Read more: Happy birthday, Mr Bean! Celebrating 30 years of a major comedy character

It offers, hands down, the best replication of that clanking feeling one gets when encountering immovable ignorance online. 'I'm an American', Mac proudly declares, 'I won't change my mind on anything, regardless of the facts that are set out before me.

Anything for a laugh

Admittedly, this doesn't sound like much of a tonic for our leaking garbage bag of a year. The idiots are everywhere; why should we be wasting our screen time with them? Because Sunny, as long as you can stomach its distinctive brand of filth, is the funniest thing around.

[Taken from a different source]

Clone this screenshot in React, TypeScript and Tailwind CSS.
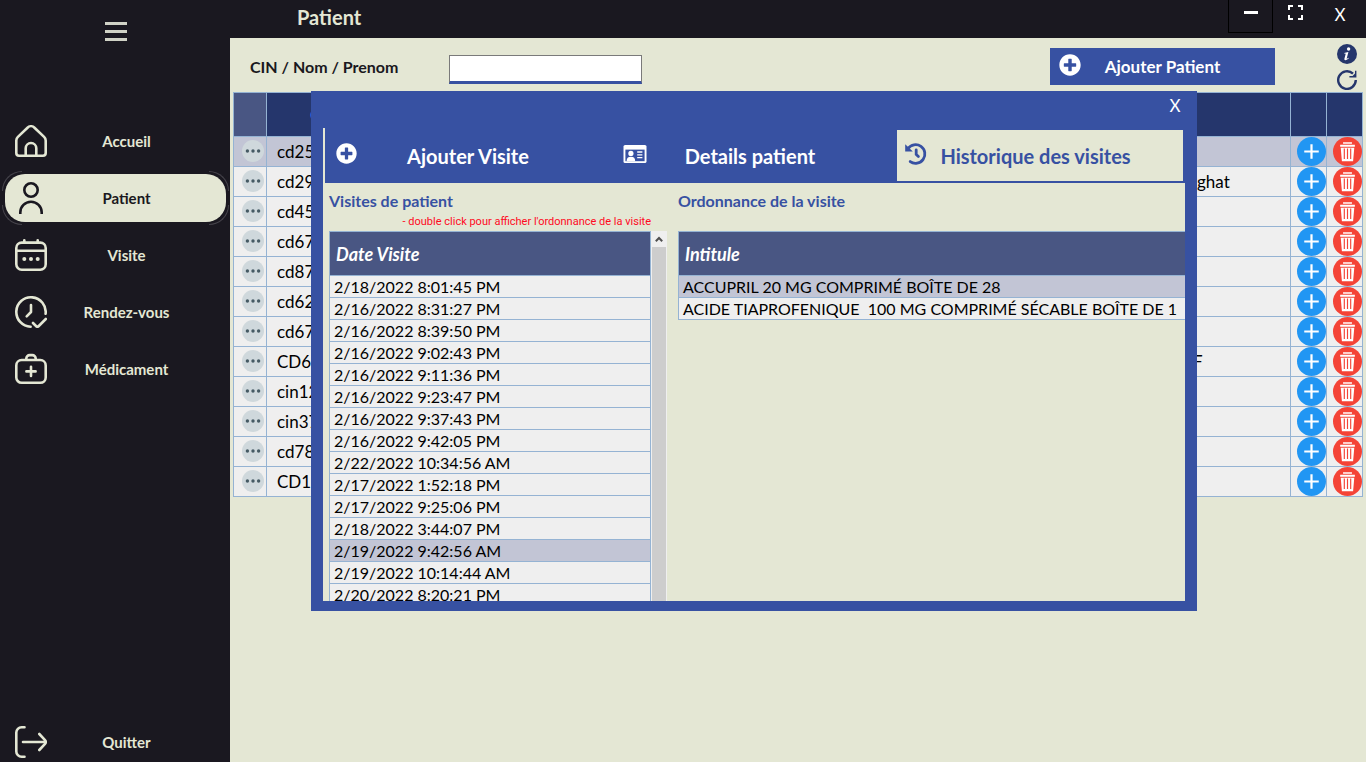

Over its 14 (and counting) seasons, it has evolved from a grimy Seinfeld xerox into a Monty Pythonesque carnival of the surreal and grotesque. The actors here are willing to do, or expel, anything for a laugh. If you loved Terry Jones vomiting in a high-class restaurant, might I suggest Charlie Day vomiting blood all over his posh date?

Obviously, sensitive gaggers need not apply. Nor those who are repelled by dumpster babies, glue-huffing, rat-bashing, sewer-diving, bed-pooping, or (and this is a crucial Sunny litmus test) a naked and sweaty Danny DeVito bursting forth from a leather couch.

If nothing else, I cherish Sunny for the way it has unleashed DeVito. The former Taxi star is an incredible comedic performer, but he was in danger of forever being defined as Arnold Schwarzenegger's improbable twin. As Frank, he snorts and grunts through scenes like a rabid truffle pig with a bloodlust for depravity.

It's Always Sunny Kitten Mittens Episode

Read more: Was that joke funny or offensive? Who's telling it matters

While Frank is the show's rotten core, Charlie is its heart. Intellectually stunted, possibly molested, and living in abject poverty, Charlie nonetheless radiates twisted joie de vivre. His helium voice and vacant gaze always kill me, whether he is torturing leprechauns, boiling milk steaks, or getting rich off 'kitten mittens'.

All together now

Charlie is also responsible for The Nightman Cometh, a bizarre musical in season four that has since become a live singalong show.

The casts' theatre backgrounds have provided a number of surprisingly catchy songs over the years. This is no Glee though. Only a Sunny musical would make hay out of the slipperiness between 'boy's soul' and 'boy's hole'.

So why am I back in Paddy's Pub once again? We are spoilt for choice when it comes to intelligent sitcoms filled with witty, warm-hearted characters who learn and grow.

If it's escapism you're seeking right now, shows like Schitt's Creek, One Day at a Time, and The Good Place are ready to shelter you from the storm. It's Always Sunny in Philadelphia provides a different, yet equally important, service.

By the time I emerge blinking from yet another session in its dank and derelict hidey hole, I find that the real world almost looks bearable in comparison.